I am very new to this stuff so suggestions are greatly appreciated!


Thanks,

Shane
 

I'd check your throttle return spring or look for some sort of binding of the throttle. A weak spring can cause what you're describing. I always go with two springs. Also, you might look at the throttle cable, see if needs adjusting. It took me 50 years, but I eventually learned to look at the simple things first.
 
Disconnect your vacuum advance if you have one and see if that makes a difference.
 
With your combo, Id try 10 degrees BTDC at idle. Set with the vac advance line removed and plugged.

If you cant get the carb to idle at 850 RPM without a vacuum signal coming from the ported outlet, you will need to open the secondaries a little bit. That is, the vacuum port on the right side of the primary metering block should read zero when you connect a vacuum gauge at idle. (This is the port the vacuum advance should be connected to. If you are getting a vacuum signal here, your throttle blades are too far open.)
 
Ok thanks for the idea...I will have to go tinker around with this for a bit, and will let you know...or ask some other question!

Thanks,

Shane
 
ok i just want to make sure I have the basic ideas right before i spend the afternoon setting the car up...

When you say the vac advance line removed and plugged...I unplug the vac line from the distributer to the carb and plug that line?

Do I also plug the inlet on the carb, or do I leave that off?

If my throttle blades are too far open, how do i go about adjusting them?
 
Sounds like your partially running on the main circuit as well as the idle circuit to keep it running.
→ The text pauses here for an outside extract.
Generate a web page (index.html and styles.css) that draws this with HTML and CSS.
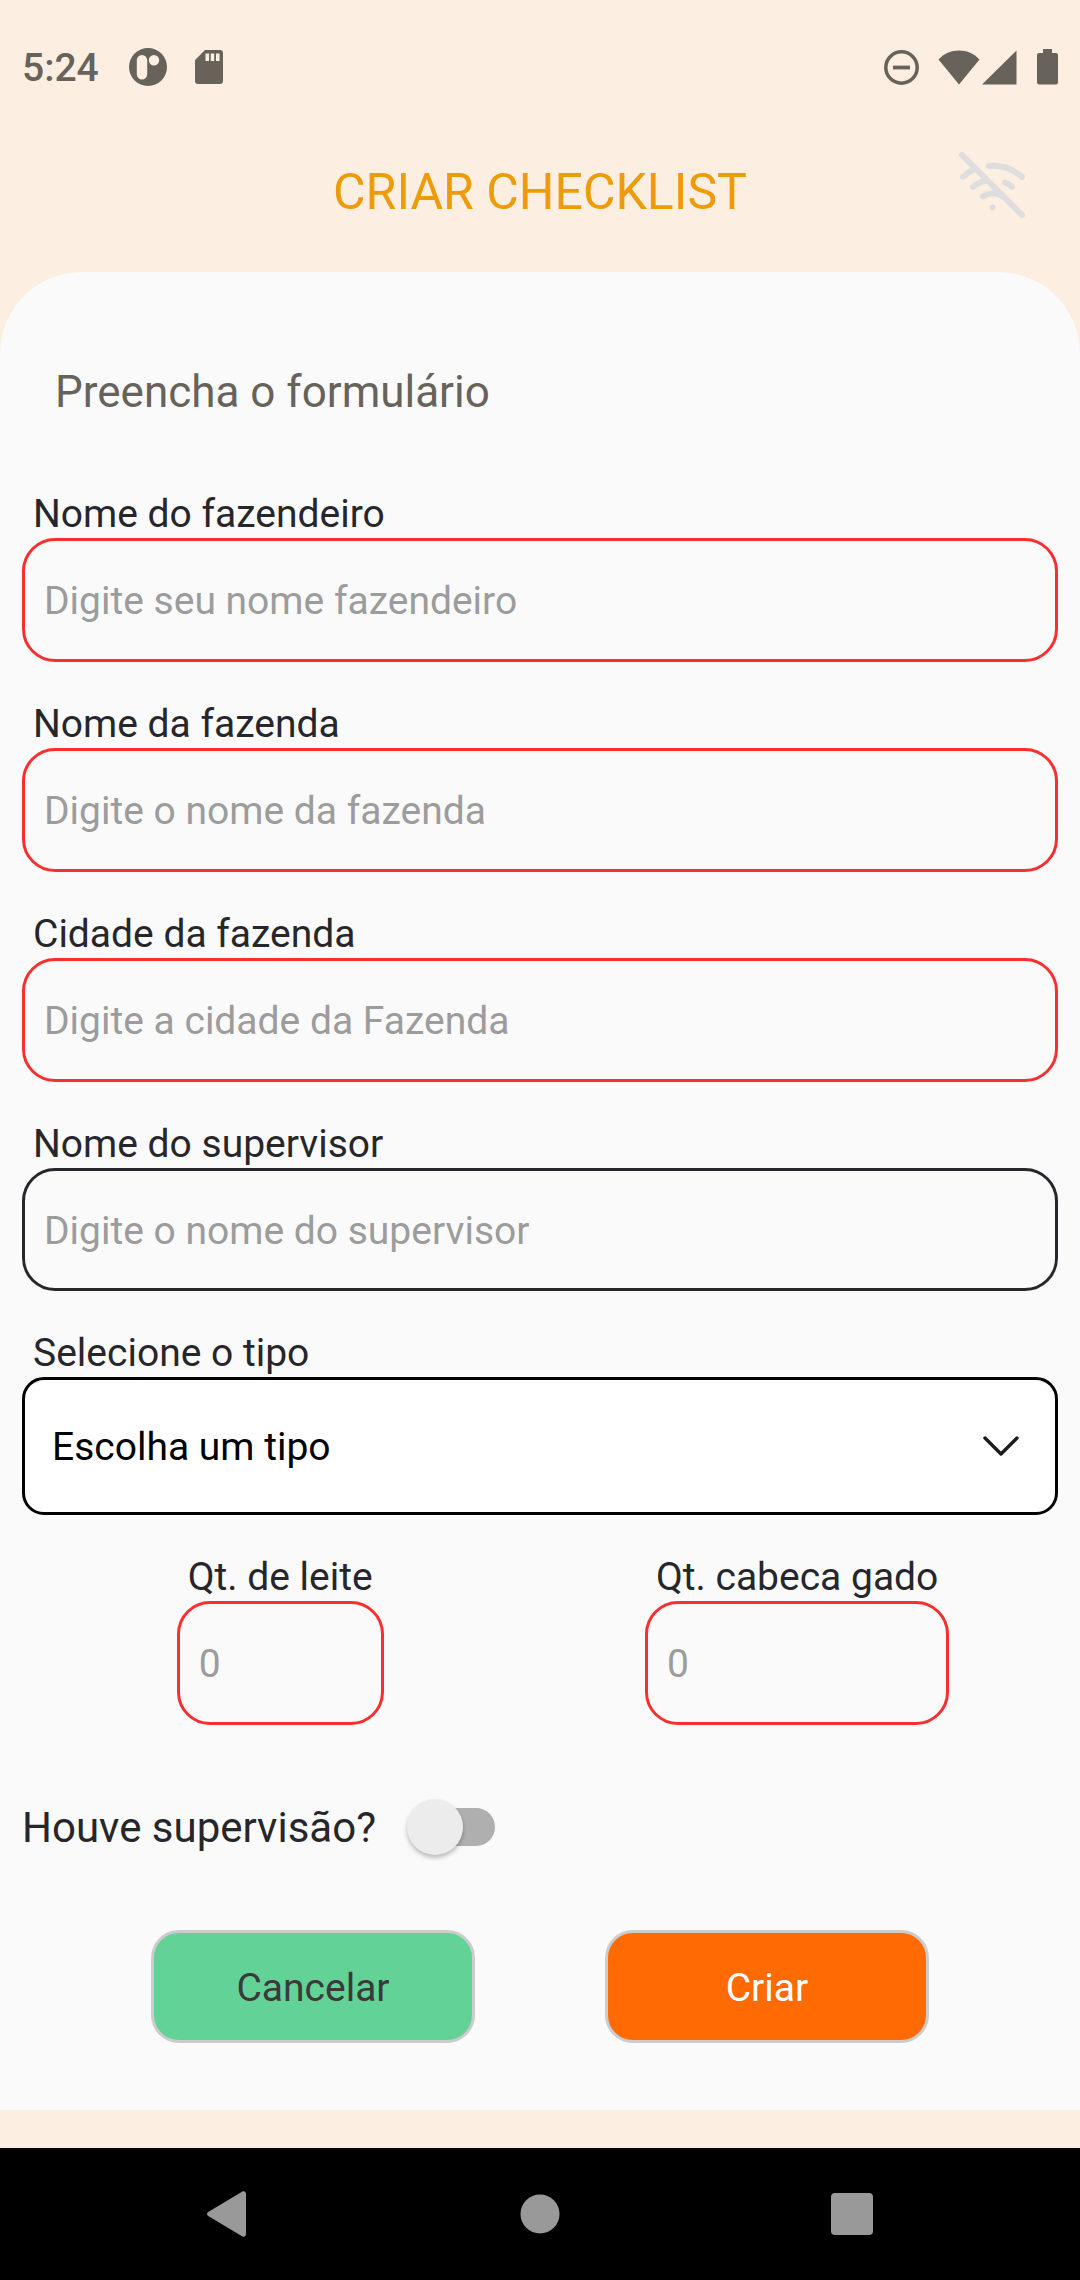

Then you barely touch the throttle and it revs way up.
Not getting enough airflow (Vacuum Signal)for a correct fuel/air mixture at idle. To compensate you then crack the throttle plades open a bit for more air and that messes everything up. No matter what you do with the idle mixture screws, it does not help??
Had the same problem on my car. .508 cam, headers and the stock Thermobog. Ended up drilling a small hole (1/8 inch) at the front of each primary throttle blade and it helped a whole bunch. Went up to a 3/16" and it was perfect. Car now idles all day at 800 rpm and when I nail the throttle there is an instantaneous sound of spinning tires followed by the great wail of a Thermobog trying to suck in the hood.
Hope that helps.
 
You can leave the line connected to the carb, and pull it from the dist. Stick a golf tee in the line to plug any possible vacuum leak. No need to plug the advance can on the dist itself.

With the engine doing it's high idle thing, just pull this line from the dist and cap it with your finger tip. If the idle drops, thats your problem.

I bet if you advance to 10 degrees BTDC you will be able to close the primary throttle blades enough to make this problem go away.

Don't even think about drilling throttle blades on a Holley. Thats pure hackery. Holleys have secondary idle stop screws (as well as secondary idle circuits). If you don't have a manual for your carb, go download one from Holley.com. Lots of good info there.